Max Dupain (1911–1992) is a legend in Australian photographic history. A great modernist whose career spanned much of the 20th century, his work is synonymous with Sydney. And, in testament to his enduring legacy, an auction of around 500 works from his private collection has generated $1.67 million, setting a record for any photographic auction by one artist in Australia. A signed print of Dupain’s most iconic image, Sunbaker, was estimated to pass at $20,000–30,000 but in fact went for $105,000. Anna Hombsch of Mossgreen Gallery and Auctions oversaw the sale on behalf of Dupain’s son, Rex, in June.
“The results were staggering,” she says about the sales made to private collectors and major institutions alike. But what she found most encouraging was that this emphatic response was to a body of black-and-white photography. “For us it was a really significant marker of Max Dupain’s importance in Australian photographic history, but also for the maturity of the appreciation of photographic arts in Australia,” she says. “It’s such a major collecting category internationally, and previously I think Australia has lagged behind in appreciation, if you like, so it was wonderful for us to see this sort of response.”
While Dupain was famous in his lifetime for his iconic beach works – Sunbaker (1937), Form at Bondi (1939), and nudes such as Untitled (Jean with wire mesh) (1936) – he also documented Sydney’s evolving architectural landscape over several decades. “He was employed by architects to document construction processes,” says Hombsch.

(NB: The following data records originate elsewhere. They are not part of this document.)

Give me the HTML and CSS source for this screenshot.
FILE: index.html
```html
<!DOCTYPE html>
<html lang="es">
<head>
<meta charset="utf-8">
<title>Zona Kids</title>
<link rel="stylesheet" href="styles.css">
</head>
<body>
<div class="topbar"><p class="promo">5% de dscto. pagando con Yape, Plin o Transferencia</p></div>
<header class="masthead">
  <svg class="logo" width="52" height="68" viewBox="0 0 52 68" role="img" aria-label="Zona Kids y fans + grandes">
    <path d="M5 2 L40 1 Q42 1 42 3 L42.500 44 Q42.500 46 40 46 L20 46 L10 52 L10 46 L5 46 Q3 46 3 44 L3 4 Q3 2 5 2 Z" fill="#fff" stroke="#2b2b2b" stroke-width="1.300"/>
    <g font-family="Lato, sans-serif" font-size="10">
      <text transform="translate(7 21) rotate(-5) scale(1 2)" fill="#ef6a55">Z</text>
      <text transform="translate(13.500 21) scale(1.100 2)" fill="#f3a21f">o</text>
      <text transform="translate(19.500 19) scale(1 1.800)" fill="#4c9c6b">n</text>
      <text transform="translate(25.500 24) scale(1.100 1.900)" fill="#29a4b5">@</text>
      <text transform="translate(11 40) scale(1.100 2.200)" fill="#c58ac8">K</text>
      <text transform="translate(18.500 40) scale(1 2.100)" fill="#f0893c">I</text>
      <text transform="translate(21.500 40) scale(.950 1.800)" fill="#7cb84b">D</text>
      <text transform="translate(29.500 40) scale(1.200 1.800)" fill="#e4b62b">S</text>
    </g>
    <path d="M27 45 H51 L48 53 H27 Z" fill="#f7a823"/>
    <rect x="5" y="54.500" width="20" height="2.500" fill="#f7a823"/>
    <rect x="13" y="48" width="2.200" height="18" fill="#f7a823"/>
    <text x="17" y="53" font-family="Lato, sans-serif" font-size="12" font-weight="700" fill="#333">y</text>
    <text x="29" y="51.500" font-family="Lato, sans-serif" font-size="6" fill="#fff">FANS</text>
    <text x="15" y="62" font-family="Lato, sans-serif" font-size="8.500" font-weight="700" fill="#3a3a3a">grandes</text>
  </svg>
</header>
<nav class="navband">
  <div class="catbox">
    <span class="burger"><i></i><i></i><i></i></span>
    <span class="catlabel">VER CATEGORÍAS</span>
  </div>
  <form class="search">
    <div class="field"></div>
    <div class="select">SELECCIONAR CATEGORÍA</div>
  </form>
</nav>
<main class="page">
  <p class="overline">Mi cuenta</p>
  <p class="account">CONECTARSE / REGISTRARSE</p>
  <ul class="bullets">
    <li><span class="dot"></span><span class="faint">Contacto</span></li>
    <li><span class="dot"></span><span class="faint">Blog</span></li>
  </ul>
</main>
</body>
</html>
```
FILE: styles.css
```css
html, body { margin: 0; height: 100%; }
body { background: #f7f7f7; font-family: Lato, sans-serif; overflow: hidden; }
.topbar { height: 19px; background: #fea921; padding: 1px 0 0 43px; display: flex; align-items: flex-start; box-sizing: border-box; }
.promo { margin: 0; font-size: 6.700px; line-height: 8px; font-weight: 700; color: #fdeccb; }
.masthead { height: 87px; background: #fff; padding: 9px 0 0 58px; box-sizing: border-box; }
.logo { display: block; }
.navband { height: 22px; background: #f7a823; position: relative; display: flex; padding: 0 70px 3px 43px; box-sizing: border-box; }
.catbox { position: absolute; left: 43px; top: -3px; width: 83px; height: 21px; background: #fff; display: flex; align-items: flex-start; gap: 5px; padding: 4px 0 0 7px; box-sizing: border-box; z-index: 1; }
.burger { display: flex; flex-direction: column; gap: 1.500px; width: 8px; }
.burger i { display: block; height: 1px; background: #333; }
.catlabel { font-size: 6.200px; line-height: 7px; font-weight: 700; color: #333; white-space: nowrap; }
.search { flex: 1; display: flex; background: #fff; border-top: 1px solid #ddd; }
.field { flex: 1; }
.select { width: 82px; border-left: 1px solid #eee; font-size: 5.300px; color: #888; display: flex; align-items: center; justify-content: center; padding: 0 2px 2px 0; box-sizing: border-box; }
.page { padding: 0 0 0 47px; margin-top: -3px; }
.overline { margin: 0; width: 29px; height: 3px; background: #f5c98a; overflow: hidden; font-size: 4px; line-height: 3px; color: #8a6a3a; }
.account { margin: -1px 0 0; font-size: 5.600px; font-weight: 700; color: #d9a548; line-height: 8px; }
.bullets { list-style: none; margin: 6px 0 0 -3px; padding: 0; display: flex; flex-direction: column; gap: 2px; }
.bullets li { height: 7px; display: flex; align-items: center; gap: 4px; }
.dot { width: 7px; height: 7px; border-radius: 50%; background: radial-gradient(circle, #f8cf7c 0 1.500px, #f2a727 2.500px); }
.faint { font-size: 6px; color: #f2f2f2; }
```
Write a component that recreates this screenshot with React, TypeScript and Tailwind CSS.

He had a longstanding relationship with Harry Seidler, was commissioned by the National Trust of Australia to document heritage buildings, and took thousands of images of the Sydney Opera House throughout its construction. Hombsch believes Dupain would have been surprised that these – his “bread and butter works” – would become so collectable.
So, whether we’re looking at Sunbaker or a view of the AWA radio tower, what is it that makes Dupain’s work so enduring? “All his images are very tactile, [their subjects] become inanimate in this very structural, modernist way, so you can place yourself within the image and you draw on all these remembered experiences,” Hombsch says. “And even though Sydney has changed significantly, you can still get the feeling of the place and you’re transported to the time in which they were captured.”